Der Film besteht aus langen Passagen, in denen die Kamera einfach den Inszenierungen folgt, in die Bühne eindringt, und dank der 3-D-Technik den Betrachter ganz plastisch in die Szene mit hineinstellt, ihn fast zum Mitspieler macht. Dann wieder positioniert der Film die Tänzer an ungewohnten Orten, tritt hinaus in die Natur, in den Wald, oder an markante Punkte der Wuppertaler Umgebung: Einen Baggersee, einen Steinbruch, eine alte riesige Förderanlage, und die berühmte Schwebebahn, die bereits in Wenders' Klassiker Alice in den Städten vorkommt. Und schließlich zeigt Archivmaterial Momente aus der Geschichte der Inszenierungen von Bausch, die ursprünglich an dem Projekt mitarbeiten und selber auftreten sollte – ihr Tod verhinderte das. So erfährt man allerhand über Tanztheater und seine Geschichte.
Gerade die Außenaufnahmen verfugen die Einzelteile des Films und machen aus PINA einen Heimatfilm anderer Art. Sie führen zugleich die Möglichkeiten des 3-D vor. Denn ohne Frage betritt Wenders hier Neuland: Einmal zeigt die Technik nicht Fabelwesen und Animiertes, sondern dokumentiert Menschen aus Fleisch und Blut.

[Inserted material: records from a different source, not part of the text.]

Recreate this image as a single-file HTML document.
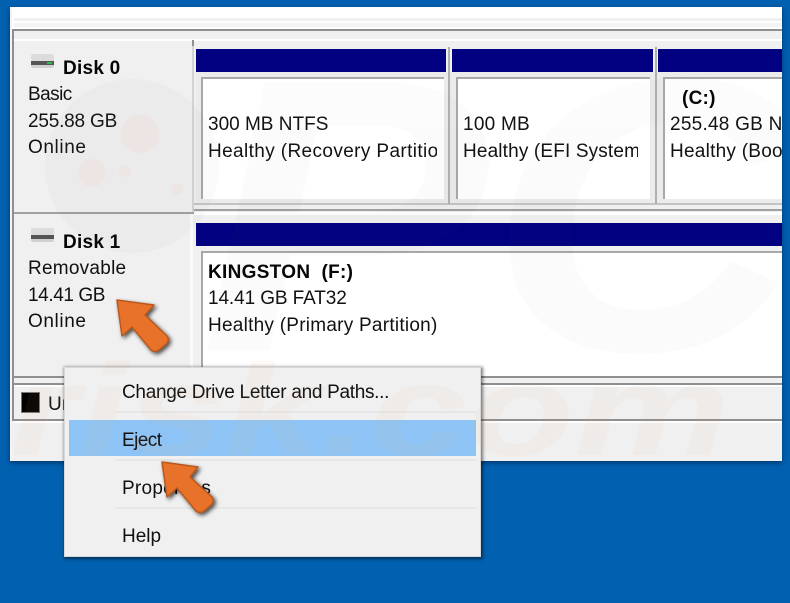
<!DOCTYPE html>
<html><head><meta charset="utf-8"><style>
html,body{margin:0;padding:0}
#r{position:relative;width:790px;height:603px;overflow:hidden;background:#0161b0;font-family:"Liberation Sans",sans-serif;color:#111}
#r div{position:absolute}
.t{font-size:19px;line-height:24px;white-space:nowrap;letter-spacing:.25px}
.b{font-weight:bold;color:#050505}
.bar{background:#000080;height:23px;top:49px}
.box{background:#fff;border-left:2px solid #a8a8a8;border-top:2px solid #a8a8a8}
.sep{height:2px;background:#e6e6e6}
</style></head><body><div id="r">
<div style="left:10px;top:7px;width:772px;height:454px;background:#f0f0f0;box-shadow:0 2px 5px rgba(0,20,50,.55)"></div>
<div style="left:10px;top:7px;width:772px;height:22px;background:#fff"></div>
<div style="left:14px;top:18px;width:768px;height:3px;background:#f0f0f0"></div>
<div style="left:14px;top:23px;width:768px;height:4px;background:#f3f3f3"></div>
<div style="left:12px;top:29px;width:770px;height:2px;background:#8f8f8f"></div>
<div style="left:10px;top:7px;width:2px;height:454px;background:#f4f4f4"></div>
<div style="left:12px;top:29px;width:2px;height:392px;background:#8f8f8f"></div>

<div style="left:14px;top:39px;width:768px;height:2px;background:#fff"></div>
<div style="left:14px;top:41px;width:178px;height:171px;background:#f0f0f0"></div>
<div style="left:192px;top:40px;width:2px;height:172px;background:#d4d4d4"></div>
<div style="left:192px;top:40px;width:2px;height:6px;background:#909090"></div>
<div style="left:14px;top:212px;width:180px;height:2px;background:#a0a0a0"></div>
<div style="left:190px;top:214px;width:3px;height:153px;background:#fafafa"></div>
<div style="left:194px;top:209px;width:588px;height:2px;background:#a0a0a0"></div>
<div style="left:194px;top:212px;width:588px;height:3px;background:#fff"></div>
<div style="left:196px;top:72px;width:586px;height:131px;background:#ebebeb"></div>
<div style="left:194px;top:203px;width:588px;height:2px;background:#c4c4c4"></div>

<div class="bar" style="left:196px;width:250px"></div>
<div class="bar" style="left:452px;width:201px"></div>
<div class="bar" style="left:658px;width:124px"></div>
<div style="left:448px;top:47px;width:2px;height:157px;background:#b0b0b0"></div>
<div style="left:655px;top:47px;width:2px;height:157px;background:#b0b0b0"></div>

<div class="box" style="left:201px;top:77px;width:241px;height:120px"></div>
<div class="box" style="left:456px;top:77px;width:192px;height:120px"></div>
<div class="box" style="left:663px;top:77px;width:117px;height:120px"></div>

<div class="t" style="left:208px;top:113px;letter-spacing:0">300 MB NTFS</div>
<div class="t" style="left:208px;top:140px;width:229px;overflow:hidden;letter-spacing:.38px">Healthy (Recovery Partition)</div>
<div class="t" style="left:463px;top:113px">100 MB</div>
<div class="t" style="left:463px;top:140px;width:175px;overflow:hidden;letter-spacing:.15px">Healthy (EFI System Partition)</div>
<div class="t b" style="left:682px;top:87px">(C:)</div>
<div class="t" style="left:670px;top:113px;width:112px;overflow:hidden">255.48 GB NTFS</div>
<div class="t" style="left:670px;top:140px;width:112px;overflow:hidden">Healthy (Boot, Page)</div>

<div class="t b" style="left:63px;top:57px">Disk 0</div>
<div class="t" style="left:28px;top:83px;letter-spacing:-.55px">Basic</div>
<div class="t" style="left:28px;top:110px;letter-spacing:-.2px">255.88 GB</div>
<div class="t" style="left:28px;top:136px;letter-spacing:.6px">Online</div>
<div style="left:31px;top:54px;width:23px;height:14px;background:linear-gradient(#dcdcdc 0 7px,#555 7px 11px,#d0d0d0 11px);border-radius:2px"></div>
<div style="left:47px;top:62px;width:5px;height:2px;background:#22c04a"></div>

<div class="bar" style="left:196px;top:223px;width:586px"></div>
<div class="box" style="left:201px;top:251px;width:579px;height:125px"></div>
<div class="t b" style="left:208px;top:261px;letter-spacing:.3px">KINGSTON&nbsp;&nbsp;(F:)</div>
<div class="t" style="left:208px;top:287px;letter-spacing:-.1px">14.41 GB FAT32</div>
<div class="t" style="left:208px;top:314px">Healthy (Primary Partition)</div>

<div class="t b" style="left:63px;top:231px">Disk 1</div>
<div class="t" style="left:28px;top:257px">Removable</div>
<div class="t" style="left:28px;top:284px;letter-spacing:-.4px">14.41 GB</div>
<div class="t" style="left:28px;top:310px;letter-spacing:.6px">Online</div>
<div style="left:31px;top:228px;width:23px;height:14px;background:linear-gradient(#dcdcdc 0 7px,#555 7px 11px,#d0d0d0 11px);border-radius:2px"></div>

<div style="left:14px;top:385px;width:768px;height:34px;background:#f0f0f0"></div>
<div style="left:14px;top:376px;width:768px;height:2px;background:#8f8f8f"></div>
<div style="left:14px;top:383px;width:768px;height:2px;background:#8f8f8f"></div>
<div style="left:14px;top:385px;width:768px;height:2px;background:#fff"></div>
<div style="left:12px;top:419px;width:770px;height:2px;background:#8f8f8f"></div>
<div style="left:14px;top:421px;width:768px;height:2px;background:#fff"></div>
<div style="left:22px;top:393px;width:17px;height:19px;background:#000;box-shadow:0 0 0 1px #777"></div>
<div class="t" style="left:48px;top:393px">Un</div>

<div style="left:64px;top:367px;width:417px;height:190px;background:#f0f0f0;box-shadow:1px 1px 3px 1px rgba(0,0,0,.5);border:1px solid #d8d8d8;box-sizing:border-box"></div>
<div class="sep" style="left:116px;top:411px;width:360px"></div>
<div style="left:69px;top:420px;width:407px;height:36px;background:#8ec4f5"></div>
<div class="sep" style="left:116px;top:459px;width:360px"></div>
<div class="sep" style="left:116px;top:507px;width:360px"></div>
<div class="t" style="left:122px;top:381px;letter-spacing:-.3px">Change Drive Letter and Paths...</div>
<div class="t" style="left:122px;top:429px;letter-spacing:-.55px">Eject</div>
<div class="t" style="left:122px;top:477px">Properties</div>
<div class="t" style="left:122px;top:525px;letter-spacing:0">Help</div>

<svg style="position:absolute;left:0;top:0" width="790" height="603" viewBox="0 0 790 603">
<defs>
<clipPath id="w"><path d="M10 7H782V461H481V557H64V461H10Z"/></clipPath>
<filter id="s" x="-30%" y="-30%" width="170%" height="170%"><feDropShadow dx="2" dy="2" stdDeviation="2" flood-color="#000" flood-opacity=".7"/></filter>
</defs>
<g clip-path="url(#w)">
<circle cx="132" cy="166" r="87" fill="#8a8a8a" opacity=".045"/>
<circle cx="140" cy="134" r="19" fill="#f5b49a" opacity=".1"/>
<circle cx="92" cy="173" r="14" fill="#f5b49a" opacity=".1"/>
<circle cx="125" cy="171" r="6" fill="#f5b49a" opacity=".1"/>
<circle cx="177" cy="189" r="6" fill="#f5b49a" opacity=".1"/>
<text x="200" y="350" font-family="Liberation Sans" font-size="390" font-weight="bold" font-style="italic" fill="#777" opacity=".025" textLength="600" lengthAdjust="spacingAndGlyphs">PC</text>
<text x="10" y="455" font-family="Liberation Sans" font-size="130" font-weight="bold" font-style="italic" fill="#eda36f" opacity=".055" textLength="720" lengthAdjust="spacingAndGlyphs">risk.com</text>
</g>
<path d="M117 300 L154 305 L145 315 L167 336 Q170 340 166 344 L159 350 Q155 353 151 350 L132 327 L122 336 Z" fill="#e97229" stroke="#b8591f" stroke-width="1.5" stroke-linejoin="round" filter="url(#s)"/>
<path d="M162 462 L198 467 L190 477 L212 497 Q215 501 211 505 L204 511 Q200 514 196 511 L177 488 L167 497 Z" fill="#e97229" stroke="#b8591f" stroke-width="1.5" stroke-linejoin="round" filter="url(#s)"/>
</svg>
</div></body></html>
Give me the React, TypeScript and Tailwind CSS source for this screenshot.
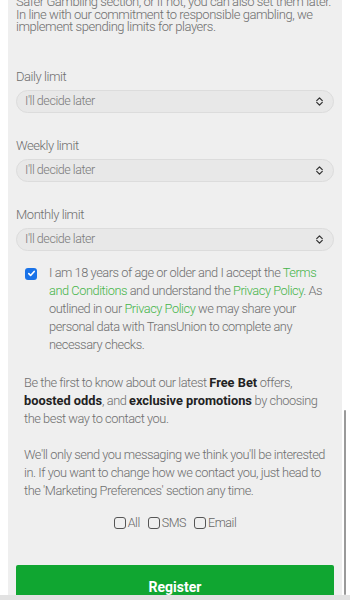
import React from 'react';

const font = { fontFamily: 'Roboto, "Noto Sans", sans-serif' };

function UpDown() {
  return (
    <svg width="11" height="11" viewBox="0 0 12 12" fill="none" stroke="#333" strokeWidth="1.4" strokeLinecap="round" strokeLinejoin="round">
      <path d="M3 5l3-3 3 3" />
      <path d="M3 7l3 3 3-3" />
    </svg>
  );
}

function LimitSelect({ label }: { label: string }) {
  return (
    <div className="flex flex-col">
      <label className="text-[13px] leading-[18px] text-[#6e6e6e] mb-1">{label}</label>
      <div className="flex items-center justify-between h-[23px] rounded-full border border-[#dcdcdc] bg-[#e8e8e8] pl-2 pr-2">
        <span className="text-[12.5px] text-[#7a7a7a]">I'll decide later</span>
        <UpDown />
      </div>
    </div>
  );
}

function Box({ label }: { label: string }) {
  return (
    <label className="flex items-center gap-[2px]">
      <span className="w-[12px] h-[12px] rounded-[3px] border border-[#555] bg-[#efefef]" />
      <span>{label}</span>
    </label>
  );
}

export default function App() {
  return (
    <div className="min-h-screen bg-white px-2 overflow-hidden font-light tracking-[-0.45px]" style={font}>
      <div className="bg-[#efefef] px-2 pb-10 -mt-[4px]">
        <p className="text-[13px] leading-[12.5px] text-[#6e6e6e]">
          Safer Gambling section, or if not, you can also set them later. In line with our commitment to responsible gambling, we implement spending limits for players.
        </p>

        <div className="flex flex-col gap-6 mt-[34px]">
          <LimitSelect label="Daily limit" />
          <LimitSelect label="Weekly limit" />
          <LimitSelect label="Monthly limit" />
        </div>

        <div className="flex gap-3 mt-[13px] pl-[9px] text-[12.8px] leading-[18px] text-[#6e6e6e]">
          <span className="mt-[4px] shrink-0 w-[12px] h-[12px] rounded-[3px] bg-[#1a73e8] flex items-center justify-center">
            <svg width="9" height="9" viewBox="0 0 10 10" fill="none" stroke="white" strokeWidth="1.8" strokeLinecap="round" strokeLinejoin="round">
              <path d="M2 5.2l2 2 4-4.5" />
            </svg>
          </span>
          <p>
            I am 18 years of age or older and I accept the <span className="text-[#46b44a]">Terms and Conditions</span> and understand the <span className="text-[#46b44a]">Privacy Policy</span>. As outlined in our <span className="text-[#46b44a]">Privacy Policy</span> we may share your personal data with TransUnion to complete any necessary checks.
          </p>
        </div>

        <div className="px-2 mt-5 text-[12.8px] leading-[18px] text-[#6e6e6e]">
          <p>
            Be the first to know about our latest <b className="text-[#222] font-bold tracking-normal">Free Bet</b> offers, <b className="text-[#222] font-bold tracking-normal">boosted odds</b>, and <b className="text-[#222] font-bold tracking-normal">exclusive promotions</b> by choosing the best way to contact you.
          </p>
          <p className="mt-[18px]">
            We'll only send you messaging we think you'll be interested in. If you want to change how we contact you, just head to the 'Marketing Preferences' section any time.
          </p>
        </div>

        <div className="flex justify-center gap-2 mt-[14px] text-[12.5px] text-[#666]">
          <Box label="All" />
          <Box label="SMS" />
          <Box label="Email" />
        </div>

        <button className="mt-[33px] w-full h-[44px] rounded-[2px] bg-[#10a631] text-white font-bold tracking-normal text-[14px]">
          Register
        </button>
      </div>

      <div className="fixed right-[4px] top-[410px] w-[2px] h-[185px] bg-[#9a9a9a] rounded" />
      <div className="fixed bottom-0 left-0 w-full h-[5px] bg-[#e2e2e2]" />
    </div>
  );
}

Das gelingt vorzüglich und kann selbst Skeptiker überzeugen – ohne Frage auch weil Wenders ein besseres Auge hat, als viele Kollegen, und einiges Geschick die vorhandenen technischen Probleme zu meistern. Denn wer auf 3-D filmt, muss zwei Kameras gleichzeitig kontrollieren, muss auf ganz neue Art an Perspektiven in Bildertiefen denken. Was bei zwei Dimensionen ein Fehler ist, kann plötzlich ungewohnt funktionieren – und umgekehrt.
Zwei Probleme bleiben bestehen: Zum einen die, die jeder digitale Film hat – und 3-D ist notwendig digital: Bewegtes ist schnell verwaschen, und die Bilder wirken »gemalt«, »künstlich« und seltsam »clean« und kalt, nicht mehr wie photographiert – man sieht auch hier öfters, dass es Pixel auf einer Festplatte sind, nicht mehr das Korn auf dem, Zelluloid. Das andere Problem: Immer wieder mal führt der 3-D-Effekt zum Umgekehrten: Er betont das Flächige eines Bildes, enthüllt kurz, dass es sich um einen optischen Trick handelt. Denn die Leinwand ist weiterhin zweidimensional, bei 3-D wird nur das Auge getäuscht. Und so erkennt man bei manchen Interviews, dass hier eine Fläche vor der anderen sitzt, nicht eine dritte Dimension. So bleibt die Frage: Ist der künstlerische Gewinn diesen Preis und den ganzen auch ökonomischen Aufwand wert? Auch wer diese Frage weiterhin verneint, und immer noch 3-D-Skeptiker bleibt, kann durch Wim Wenders' Film erstmals ernsthaft ins Grübeln kommen.